» DATA SEGMENT

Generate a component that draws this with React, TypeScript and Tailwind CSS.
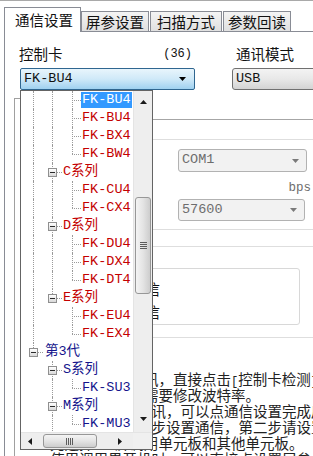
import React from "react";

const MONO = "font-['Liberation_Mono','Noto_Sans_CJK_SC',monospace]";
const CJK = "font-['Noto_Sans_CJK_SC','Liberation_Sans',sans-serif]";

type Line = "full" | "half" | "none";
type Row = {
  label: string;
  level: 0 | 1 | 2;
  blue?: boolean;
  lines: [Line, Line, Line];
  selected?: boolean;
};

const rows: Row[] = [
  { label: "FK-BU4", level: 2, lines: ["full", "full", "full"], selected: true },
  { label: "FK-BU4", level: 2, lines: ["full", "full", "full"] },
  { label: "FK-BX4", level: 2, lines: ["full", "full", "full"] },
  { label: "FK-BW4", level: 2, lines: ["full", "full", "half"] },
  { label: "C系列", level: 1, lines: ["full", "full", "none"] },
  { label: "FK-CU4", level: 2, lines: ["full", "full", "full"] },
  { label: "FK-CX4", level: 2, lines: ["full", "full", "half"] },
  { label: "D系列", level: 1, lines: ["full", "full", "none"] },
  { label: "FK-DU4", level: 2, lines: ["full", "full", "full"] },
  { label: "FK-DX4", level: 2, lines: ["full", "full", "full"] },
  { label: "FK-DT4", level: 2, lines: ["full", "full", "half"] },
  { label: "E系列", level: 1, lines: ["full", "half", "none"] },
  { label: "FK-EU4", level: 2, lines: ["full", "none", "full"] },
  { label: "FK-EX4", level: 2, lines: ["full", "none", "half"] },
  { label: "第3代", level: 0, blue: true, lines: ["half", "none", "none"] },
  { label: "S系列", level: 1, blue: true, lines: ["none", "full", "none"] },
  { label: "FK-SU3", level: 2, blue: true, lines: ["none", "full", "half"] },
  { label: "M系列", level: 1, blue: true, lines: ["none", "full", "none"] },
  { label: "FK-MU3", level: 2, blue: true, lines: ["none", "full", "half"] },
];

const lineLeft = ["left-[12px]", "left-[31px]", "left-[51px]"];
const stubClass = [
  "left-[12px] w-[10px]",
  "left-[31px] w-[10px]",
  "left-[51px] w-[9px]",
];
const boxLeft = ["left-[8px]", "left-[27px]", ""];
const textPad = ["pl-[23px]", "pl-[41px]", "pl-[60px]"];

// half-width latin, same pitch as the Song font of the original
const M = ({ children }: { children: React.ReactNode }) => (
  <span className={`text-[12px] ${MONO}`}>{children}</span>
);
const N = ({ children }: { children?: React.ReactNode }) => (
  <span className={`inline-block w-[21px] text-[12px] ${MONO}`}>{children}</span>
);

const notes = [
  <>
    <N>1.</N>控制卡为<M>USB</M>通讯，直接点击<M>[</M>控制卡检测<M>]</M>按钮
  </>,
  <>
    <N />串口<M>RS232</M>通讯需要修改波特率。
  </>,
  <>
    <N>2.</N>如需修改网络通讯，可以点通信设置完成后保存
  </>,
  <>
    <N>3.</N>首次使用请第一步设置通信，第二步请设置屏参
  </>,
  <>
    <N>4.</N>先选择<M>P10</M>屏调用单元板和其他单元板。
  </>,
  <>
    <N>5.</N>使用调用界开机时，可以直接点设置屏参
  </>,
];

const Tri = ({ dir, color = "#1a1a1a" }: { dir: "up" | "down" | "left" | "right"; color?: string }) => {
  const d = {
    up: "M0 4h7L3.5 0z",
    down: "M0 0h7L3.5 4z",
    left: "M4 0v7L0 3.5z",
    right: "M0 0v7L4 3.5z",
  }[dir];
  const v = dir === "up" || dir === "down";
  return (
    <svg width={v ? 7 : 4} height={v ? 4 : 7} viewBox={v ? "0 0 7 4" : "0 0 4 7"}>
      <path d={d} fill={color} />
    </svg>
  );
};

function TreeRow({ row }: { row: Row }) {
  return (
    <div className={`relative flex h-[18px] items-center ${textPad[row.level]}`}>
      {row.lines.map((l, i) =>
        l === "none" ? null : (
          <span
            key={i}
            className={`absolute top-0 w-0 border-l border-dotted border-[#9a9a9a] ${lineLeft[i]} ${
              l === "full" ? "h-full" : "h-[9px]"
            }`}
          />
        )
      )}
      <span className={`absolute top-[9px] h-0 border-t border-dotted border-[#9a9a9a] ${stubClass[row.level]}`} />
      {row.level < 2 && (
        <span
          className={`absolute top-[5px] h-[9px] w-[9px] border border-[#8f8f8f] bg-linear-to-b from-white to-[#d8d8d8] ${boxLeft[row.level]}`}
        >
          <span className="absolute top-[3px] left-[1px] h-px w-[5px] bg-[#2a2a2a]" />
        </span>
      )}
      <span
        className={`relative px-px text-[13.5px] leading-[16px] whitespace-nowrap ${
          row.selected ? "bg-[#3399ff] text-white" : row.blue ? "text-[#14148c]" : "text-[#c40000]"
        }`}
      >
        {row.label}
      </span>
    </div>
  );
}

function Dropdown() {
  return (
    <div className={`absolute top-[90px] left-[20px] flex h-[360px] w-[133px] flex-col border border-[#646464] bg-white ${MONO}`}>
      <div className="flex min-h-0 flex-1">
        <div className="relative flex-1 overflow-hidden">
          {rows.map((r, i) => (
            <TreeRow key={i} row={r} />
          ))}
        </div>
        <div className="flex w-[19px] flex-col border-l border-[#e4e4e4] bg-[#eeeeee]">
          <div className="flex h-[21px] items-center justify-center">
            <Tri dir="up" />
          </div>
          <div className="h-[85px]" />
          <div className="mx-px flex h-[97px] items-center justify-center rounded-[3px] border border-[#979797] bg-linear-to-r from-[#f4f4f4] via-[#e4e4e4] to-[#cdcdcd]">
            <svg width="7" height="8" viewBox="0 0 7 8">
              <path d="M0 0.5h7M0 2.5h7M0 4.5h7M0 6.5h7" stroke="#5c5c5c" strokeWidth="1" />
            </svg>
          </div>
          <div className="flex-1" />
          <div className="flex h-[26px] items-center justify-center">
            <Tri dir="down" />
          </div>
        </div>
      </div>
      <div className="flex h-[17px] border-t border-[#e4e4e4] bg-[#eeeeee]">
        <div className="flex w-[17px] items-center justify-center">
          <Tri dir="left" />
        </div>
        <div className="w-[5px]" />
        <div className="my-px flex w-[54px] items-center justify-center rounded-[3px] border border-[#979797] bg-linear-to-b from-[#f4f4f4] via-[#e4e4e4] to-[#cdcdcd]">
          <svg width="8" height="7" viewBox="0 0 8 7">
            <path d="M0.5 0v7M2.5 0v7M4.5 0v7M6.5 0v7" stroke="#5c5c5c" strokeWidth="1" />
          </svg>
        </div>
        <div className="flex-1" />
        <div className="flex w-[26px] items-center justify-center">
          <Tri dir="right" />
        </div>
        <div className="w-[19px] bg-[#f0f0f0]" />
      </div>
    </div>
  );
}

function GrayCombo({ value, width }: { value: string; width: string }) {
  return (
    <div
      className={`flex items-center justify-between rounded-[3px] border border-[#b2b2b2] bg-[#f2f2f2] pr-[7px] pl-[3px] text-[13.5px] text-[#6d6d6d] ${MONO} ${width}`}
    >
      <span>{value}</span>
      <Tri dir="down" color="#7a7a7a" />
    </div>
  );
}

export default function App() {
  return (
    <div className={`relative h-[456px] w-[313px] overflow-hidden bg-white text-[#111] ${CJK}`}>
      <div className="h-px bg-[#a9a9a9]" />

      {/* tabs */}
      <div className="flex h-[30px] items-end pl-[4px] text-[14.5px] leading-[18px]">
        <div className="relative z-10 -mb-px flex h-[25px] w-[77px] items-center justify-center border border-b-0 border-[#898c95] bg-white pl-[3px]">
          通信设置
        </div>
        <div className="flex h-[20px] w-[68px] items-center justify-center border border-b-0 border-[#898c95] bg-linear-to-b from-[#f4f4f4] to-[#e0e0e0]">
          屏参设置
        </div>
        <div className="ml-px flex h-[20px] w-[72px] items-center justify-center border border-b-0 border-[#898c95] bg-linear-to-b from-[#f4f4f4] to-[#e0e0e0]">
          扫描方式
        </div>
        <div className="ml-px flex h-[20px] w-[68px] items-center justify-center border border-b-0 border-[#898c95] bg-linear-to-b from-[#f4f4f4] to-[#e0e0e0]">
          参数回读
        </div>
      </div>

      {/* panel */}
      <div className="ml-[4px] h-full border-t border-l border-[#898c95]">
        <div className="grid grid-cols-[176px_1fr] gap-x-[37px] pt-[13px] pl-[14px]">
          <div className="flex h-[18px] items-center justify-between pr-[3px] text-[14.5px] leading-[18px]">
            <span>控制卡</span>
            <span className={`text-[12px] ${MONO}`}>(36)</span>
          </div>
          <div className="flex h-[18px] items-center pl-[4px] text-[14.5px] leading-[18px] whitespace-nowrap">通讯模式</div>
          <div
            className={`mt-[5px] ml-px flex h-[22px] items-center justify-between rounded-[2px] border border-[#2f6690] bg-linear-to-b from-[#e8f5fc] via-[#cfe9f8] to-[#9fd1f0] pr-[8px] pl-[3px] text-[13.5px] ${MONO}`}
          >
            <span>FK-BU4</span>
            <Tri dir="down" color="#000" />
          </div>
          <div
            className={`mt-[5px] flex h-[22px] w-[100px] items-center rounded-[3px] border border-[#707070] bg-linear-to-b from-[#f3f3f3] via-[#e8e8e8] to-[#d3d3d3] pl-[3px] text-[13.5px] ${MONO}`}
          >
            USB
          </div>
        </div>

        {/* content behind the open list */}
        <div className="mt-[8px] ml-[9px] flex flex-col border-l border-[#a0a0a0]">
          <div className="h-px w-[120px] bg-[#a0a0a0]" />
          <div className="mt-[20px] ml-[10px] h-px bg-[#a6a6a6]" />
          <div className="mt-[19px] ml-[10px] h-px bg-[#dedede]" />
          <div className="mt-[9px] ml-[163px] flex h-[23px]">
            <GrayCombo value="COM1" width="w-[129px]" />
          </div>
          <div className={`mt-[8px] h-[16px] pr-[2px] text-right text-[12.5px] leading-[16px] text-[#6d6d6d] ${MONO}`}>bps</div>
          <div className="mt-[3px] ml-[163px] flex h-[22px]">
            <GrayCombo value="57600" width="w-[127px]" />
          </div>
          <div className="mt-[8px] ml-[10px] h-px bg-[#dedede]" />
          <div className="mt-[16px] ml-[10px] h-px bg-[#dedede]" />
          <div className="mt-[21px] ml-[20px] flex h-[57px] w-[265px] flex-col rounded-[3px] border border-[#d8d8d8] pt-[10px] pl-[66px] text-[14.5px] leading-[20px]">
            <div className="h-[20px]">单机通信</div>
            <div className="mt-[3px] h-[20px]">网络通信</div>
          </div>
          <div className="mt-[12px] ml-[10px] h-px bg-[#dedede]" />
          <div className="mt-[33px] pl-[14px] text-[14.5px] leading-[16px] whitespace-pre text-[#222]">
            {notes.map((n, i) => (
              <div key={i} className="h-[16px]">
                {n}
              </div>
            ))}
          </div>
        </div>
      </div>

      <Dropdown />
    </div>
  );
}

» AIM
Every line in the data above that contains "React" needs to be copied.

» THE OUTPUT
Generate a component that draws this with React, TypeScript and Tailwind CSS.
import React from "react";
const M = ({ children }: { children: React.ReactNode }) => (
const N = ({ children }: { children?: React.ReactNode }) => (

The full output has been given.